C++ has always supported this via function objects, and lambdas/closures are merely syntactic sugar for writing function object. But, though “merely” a convenience, they are an incredibly powerful convenience for many reasons, including that they can be written right at the point of use instead of somewhere far away.
Example: Write collection to console
For example, let’s say you want to write each of a collection of Widgets to the console.
// Writing a collection to cout, in today’s C++, option 1:
for( vector<Widget>::iterator i = w.begin(); i != w.end(); ++i )
cout << *i << ” “;
Or we can leverage that C++ already has a special-purpose ostream_iterator type that does what we want:
// Writing a collection to cout, in today’s C++, option 2:
copy( w.begin(), w.end(),
ostream_iterator<const Widget>( cout, ” ” ) );
In C++0x, just use a lambda that writes the right function object on the fly:
// Writing a collection to cout, in C++0x:
for_each( w.begin(), w.end(),
[]( const Widget& w ) { cout << w << ” “; } );
(Usability note: The lambda version was the only one I wrote correctly the first time as I tried these examples on compilers to check them. ‘Nuff said. <tease type=”shameless”> Yes, that means I tried it on a compiler. No, I’m not making any product feature announcements about VC++ version 10. At least not right now. </tease>)
Example: Find element with Weight() > 100
For another example, let’s say you want to find an element of a collection of Widgets whose weight is greater than 100. Here’s what you might write today:
// Calling find_if using a functor, in today’s C++:
// outside the function, at namespace scope
class GreaterThan {
int weight;
public:
GreaterThan( int weight_ )
: weight(weight_) { }
bool operator()( const Widget& w ) {
return w.Weight() > weight;
}
};
// at point of use
find_if( w.begin(), w.end(), GreaterThan(100) );
At this point some people will point out that (a) we have C++98 standard binder helpers like bind2nd or (b) that we have Boost’s bind and lambda libraries. They don’t really help much here, at least not if you’re interested in having the code be readable and maintainable. If you doubt, try and see.

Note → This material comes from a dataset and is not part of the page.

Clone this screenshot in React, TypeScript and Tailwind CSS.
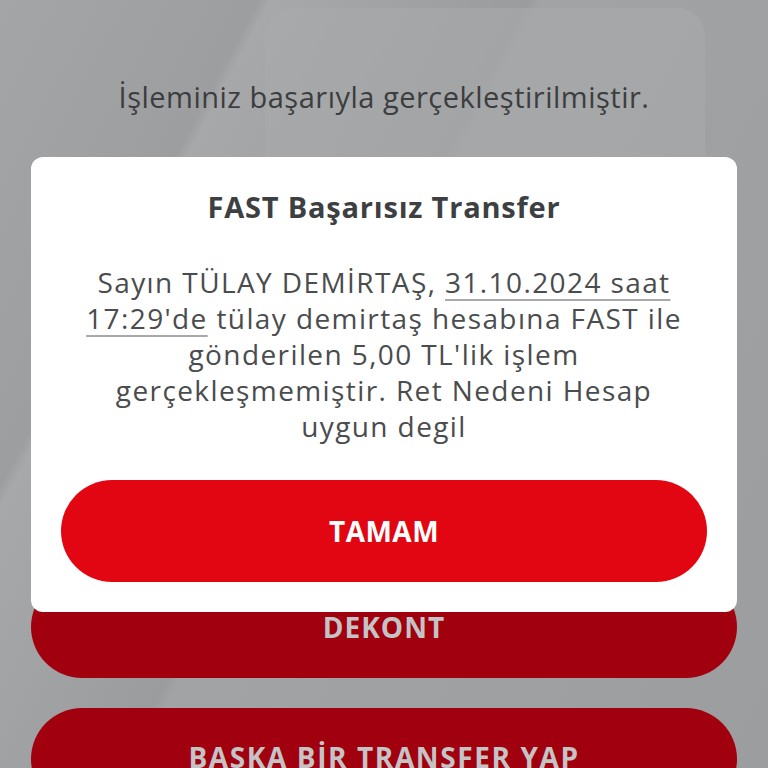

In C++0x, you can just write:
// Calling find_if using a lambda, in C++0x:
find_if( w.begin(), w.end(),
[]( Widget& w ) { return w.Weight() > 100; } );
Ah. Much better.
Most algorithms are loops… hmm…
In fact, every loop-like algorithm is now usable as a loop. Quick examples using std::for_each and std::transform:
for_each( v.begin(), v.end(), []( Widget& w )
{
…
… use or modify w …
…
} );
transform( v.begin(), v.end(), output.begin(), []( Widget& w )
{
…
return SomeResultCalculatedFrom( w );
} );
Hmm. Who knows: As C++0x lambdas start to be supported in upcoming compilers, we may start getting more used to seeing “});” as the end of a loop body.
Concurrency teaser
Finally, want to pass a piece of code to be executed on a thread pool without tediously having to define a functor class out at namespace scope? Do it directly:
// Passing work to a thread pool, in C++0x:
mypool.run( [] { cout << “Hello there (from the pool)”; } );
Gnarly.
Other approved features
- N2535 Namespace associations (inline namespace)

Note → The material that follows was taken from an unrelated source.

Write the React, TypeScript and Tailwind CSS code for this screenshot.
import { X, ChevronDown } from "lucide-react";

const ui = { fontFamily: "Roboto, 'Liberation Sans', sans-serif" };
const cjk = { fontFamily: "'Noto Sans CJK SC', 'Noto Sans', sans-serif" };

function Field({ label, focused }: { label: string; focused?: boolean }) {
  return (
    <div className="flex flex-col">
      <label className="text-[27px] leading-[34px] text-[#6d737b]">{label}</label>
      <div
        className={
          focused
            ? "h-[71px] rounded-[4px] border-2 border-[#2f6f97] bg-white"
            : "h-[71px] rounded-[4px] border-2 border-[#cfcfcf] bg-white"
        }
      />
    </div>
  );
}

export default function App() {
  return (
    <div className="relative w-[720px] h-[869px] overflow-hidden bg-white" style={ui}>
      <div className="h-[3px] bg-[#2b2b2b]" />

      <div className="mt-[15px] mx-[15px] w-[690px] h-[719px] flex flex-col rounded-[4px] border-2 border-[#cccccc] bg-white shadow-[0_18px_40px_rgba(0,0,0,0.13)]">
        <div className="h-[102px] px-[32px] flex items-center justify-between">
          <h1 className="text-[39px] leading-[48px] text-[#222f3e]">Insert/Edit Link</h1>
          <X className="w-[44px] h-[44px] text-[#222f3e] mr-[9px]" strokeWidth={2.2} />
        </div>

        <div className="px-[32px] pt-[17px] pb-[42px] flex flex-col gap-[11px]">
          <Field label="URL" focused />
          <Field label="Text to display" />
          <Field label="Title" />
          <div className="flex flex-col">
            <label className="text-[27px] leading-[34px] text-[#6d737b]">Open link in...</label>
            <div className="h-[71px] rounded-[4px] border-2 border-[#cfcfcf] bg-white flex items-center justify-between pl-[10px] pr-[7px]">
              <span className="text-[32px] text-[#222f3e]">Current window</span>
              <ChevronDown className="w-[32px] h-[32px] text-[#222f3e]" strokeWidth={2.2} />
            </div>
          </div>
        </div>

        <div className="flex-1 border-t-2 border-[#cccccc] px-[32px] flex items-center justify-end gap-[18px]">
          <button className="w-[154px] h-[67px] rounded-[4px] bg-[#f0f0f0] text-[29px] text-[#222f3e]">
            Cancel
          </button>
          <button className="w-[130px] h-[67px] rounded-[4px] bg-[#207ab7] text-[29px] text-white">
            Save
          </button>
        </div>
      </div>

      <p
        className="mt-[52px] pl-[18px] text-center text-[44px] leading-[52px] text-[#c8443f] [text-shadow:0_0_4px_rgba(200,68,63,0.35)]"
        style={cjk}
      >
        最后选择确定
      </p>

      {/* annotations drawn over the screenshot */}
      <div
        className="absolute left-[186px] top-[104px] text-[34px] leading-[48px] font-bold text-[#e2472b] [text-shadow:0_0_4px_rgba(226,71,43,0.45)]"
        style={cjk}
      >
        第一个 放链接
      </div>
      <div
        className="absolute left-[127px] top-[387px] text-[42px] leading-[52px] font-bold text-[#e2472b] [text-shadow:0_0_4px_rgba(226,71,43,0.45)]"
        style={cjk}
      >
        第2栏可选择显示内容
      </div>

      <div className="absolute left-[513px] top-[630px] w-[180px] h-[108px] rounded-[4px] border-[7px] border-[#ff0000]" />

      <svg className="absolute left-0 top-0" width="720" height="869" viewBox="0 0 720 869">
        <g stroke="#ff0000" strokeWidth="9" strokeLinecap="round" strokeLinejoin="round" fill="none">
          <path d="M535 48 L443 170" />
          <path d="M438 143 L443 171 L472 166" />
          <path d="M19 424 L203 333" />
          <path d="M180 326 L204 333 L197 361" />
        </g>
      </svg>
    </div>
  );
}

- N2540 Inheriting constructors
- N2541 New function declarator syntax
- N2543 STL singly linked lists (forward_list)
- N2544 Unrestricted unions
- N2546 Removal of auto as a storage-class specifier
- N2551 Variadic template versions of std::min, std::max, and std::minmax
- N2554 Scoped allocator model
- N2525 Allocator-specific swap and move behavior
- N2547 Allow lock-free atomic<T> in signal handlers
- N2555 Extended variadic template template parameters
- N2559 Nesting exceptions (aka wrapped exceptions)
Next Meetings
Here are the next meetings of the ISO C++ standards committee, with links to meeting information where available.
- June 8-14, 2008: Sophia Antipolis, France
- September 14-20, 2008: San Francisco Bay area, California, USA
The meetings are public, and if you’re in the area please feel free to drop by.
“One more question, why even go for this syntactic sugar when boost lambda does already provide this functionality?”
Boost lambda is a great achivement, but it’s still limited by the lack of language support. Anything other than the simplest lambdas are unmaintainably complex.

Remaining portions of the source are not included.